The funniest story I have is after crying the huge conversation about whether or not it was possible I was pregnant while on the phone with the lab.
I'm not, btw.
Today we asked KHC if he would mind a little brother or sister, and he said he wouldn't mind a little brother, but didn't want a sister. And I told him you don't get to choose, you just have to take what you get, and what if we ended up with a girl?
And he goes, "We could sell her at K-Mart."
Updated September 2012.
Ok, this is more tmi than funny.
Today H and is were watching Repo Games. One classy young lady on the show declared her favorite position to be 'pie in the sky.' we had to google it. And then we both had to take turns launching ourselves into the position to see how the various logistics would work. Fully clothed, of course. Fun fact, felatio is almost impossible to achieve while pie in the sky-ing.
Today Instead of Working
Glad you aren't knocked up. I know the feeling of crying hoping you aren't pregnant.
Hahahahahahahahaha
This 1. did not happen today, and 2. is lame.

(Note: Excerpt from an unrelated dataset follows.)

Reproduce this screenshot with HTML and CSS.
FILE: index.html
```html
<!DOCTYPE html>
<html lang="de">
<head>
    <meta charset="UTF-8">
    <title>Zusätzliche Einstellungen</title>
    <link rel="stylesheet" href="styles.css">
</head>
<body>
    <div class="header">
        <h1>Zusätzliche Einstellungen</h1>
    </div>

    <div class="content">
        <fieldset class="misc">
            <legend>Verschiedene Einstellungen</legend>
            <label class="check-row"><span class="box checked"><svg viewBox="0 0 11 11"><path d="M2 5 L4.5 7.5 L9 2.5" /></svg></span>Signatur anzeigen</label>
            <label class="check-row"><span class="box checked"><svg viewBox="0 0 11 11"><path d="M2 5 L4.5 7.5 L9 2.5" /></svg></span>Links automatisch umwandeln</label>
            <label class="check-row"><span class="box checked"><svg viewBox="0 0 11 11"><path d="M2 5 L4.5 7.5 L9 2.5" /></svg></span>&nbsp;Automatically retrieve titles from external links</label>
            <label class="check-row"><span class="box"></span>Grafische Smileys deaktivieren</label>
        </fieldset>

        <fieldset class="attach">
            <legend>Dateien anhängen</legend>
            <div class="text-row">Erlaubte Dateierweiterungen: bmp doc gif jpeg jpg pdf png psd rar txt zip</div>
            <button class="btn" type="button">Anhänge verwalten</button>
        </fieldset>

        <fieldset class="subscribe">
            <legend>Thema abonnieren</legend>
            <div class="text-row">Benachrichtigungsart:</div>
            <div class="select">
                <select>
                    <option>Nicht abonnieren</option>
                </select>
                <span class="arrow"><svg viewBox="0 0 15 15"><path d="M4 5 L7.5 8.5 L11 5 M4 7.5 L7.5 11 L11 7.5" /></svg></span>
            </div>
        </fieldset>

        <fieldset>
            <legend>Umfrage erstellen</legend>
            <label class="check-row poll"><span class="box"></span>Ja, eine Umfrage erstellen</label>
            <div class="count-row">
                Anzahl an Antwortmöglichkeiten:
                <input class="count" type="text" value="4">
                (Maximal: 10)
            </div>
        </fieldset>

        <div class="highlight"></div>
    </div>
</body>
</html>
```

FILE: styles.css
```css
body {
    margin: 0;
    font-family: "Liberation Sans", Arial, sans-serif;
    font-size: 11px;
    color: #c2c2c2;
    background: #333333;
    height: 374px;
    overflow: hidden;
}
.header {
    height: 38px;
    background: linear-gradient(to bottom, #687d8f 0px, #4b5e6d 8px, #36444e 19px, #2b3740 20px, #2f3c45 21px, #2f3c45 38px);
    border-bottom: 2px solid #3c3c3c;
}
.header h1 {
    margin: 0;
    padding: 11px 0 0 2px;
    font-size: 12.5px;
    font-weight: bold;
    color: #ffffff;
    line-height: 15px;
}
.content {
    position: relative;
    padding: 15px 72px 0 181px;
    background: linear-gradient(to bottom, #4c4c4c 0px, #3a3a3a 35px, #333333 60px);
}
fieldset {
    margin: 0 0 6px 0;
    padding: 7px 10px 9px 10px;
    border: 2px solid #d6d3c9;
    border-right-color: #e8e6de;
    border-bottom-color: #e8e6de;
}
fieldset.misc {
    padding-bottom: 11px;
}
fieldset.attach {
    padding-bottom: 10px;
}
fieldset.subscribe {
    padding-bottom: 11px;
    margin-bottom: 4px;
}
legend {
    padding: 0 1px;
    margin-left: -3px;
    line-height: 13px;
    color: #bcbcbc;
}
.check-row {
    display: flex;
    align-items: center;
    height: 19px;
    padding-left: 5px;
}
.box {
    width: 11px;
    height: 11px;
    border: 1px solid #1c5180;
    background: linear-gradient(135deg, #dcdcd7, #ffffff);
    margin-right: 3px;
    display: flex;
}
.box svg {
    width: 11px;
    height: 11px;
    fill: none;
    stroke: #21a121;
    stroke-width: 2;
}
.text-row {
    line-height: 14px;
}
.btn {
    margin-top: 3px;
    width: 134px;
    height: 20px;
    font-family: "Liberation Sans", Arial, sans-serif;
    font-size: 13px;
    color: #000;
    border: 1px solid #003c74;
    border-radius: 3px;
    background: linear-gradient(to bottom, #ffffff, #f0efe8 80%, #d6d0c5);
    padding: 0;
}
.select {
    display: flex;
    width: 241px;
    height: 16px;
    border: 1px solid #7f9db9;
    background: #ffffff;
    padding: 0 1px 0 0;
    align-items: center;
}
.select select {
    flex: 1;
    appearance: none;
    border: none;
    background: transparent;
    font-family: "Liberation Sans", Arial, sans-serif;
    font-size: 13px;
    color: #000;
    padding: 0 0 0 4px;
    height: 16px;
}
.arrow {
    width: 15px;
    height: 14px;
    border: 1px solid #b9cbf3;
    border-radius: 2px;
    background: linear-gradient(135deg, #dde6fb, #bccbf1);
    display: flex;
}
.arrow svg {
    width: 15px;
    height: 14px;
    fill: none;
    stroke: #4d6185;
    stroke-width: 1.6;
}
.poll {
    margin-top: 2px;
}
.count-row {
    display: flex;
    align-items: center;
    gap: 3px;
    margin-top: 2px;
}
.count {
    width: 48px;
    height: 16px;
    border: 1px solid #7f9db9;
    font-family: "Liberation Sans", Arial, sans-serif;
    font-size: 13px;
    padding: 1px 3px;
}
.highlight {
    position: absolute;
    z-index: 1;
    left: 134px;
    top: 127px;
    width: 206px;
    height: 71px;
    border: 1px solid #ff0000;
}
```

We were over at our friends' house on Saturday night. Friend's brother dropped their kids off, so there were four adults and 6 kids under 6. Friend and I got drunk and started giggling to ourselves while rocking sleeping kids, and friend and H got slightly tipsy out on the porch while smoking Swisher Sweets, and then came in and stared at us wideeyed while we laughed.
Two days later, I found both (2) of Jason's bottlecaps with his pocket contents he dumps out on our radio. He put them in his pocket and kept them and saved them. I text friend and told her, and she replied that her husband had as well.
Male bonding is WEIRD.
I'm resisting the urge to google this at work.
I don't have much of a story, but I did find out the hard way today that you aren't allowed to say 'vagina' on the radio. Whodathunk?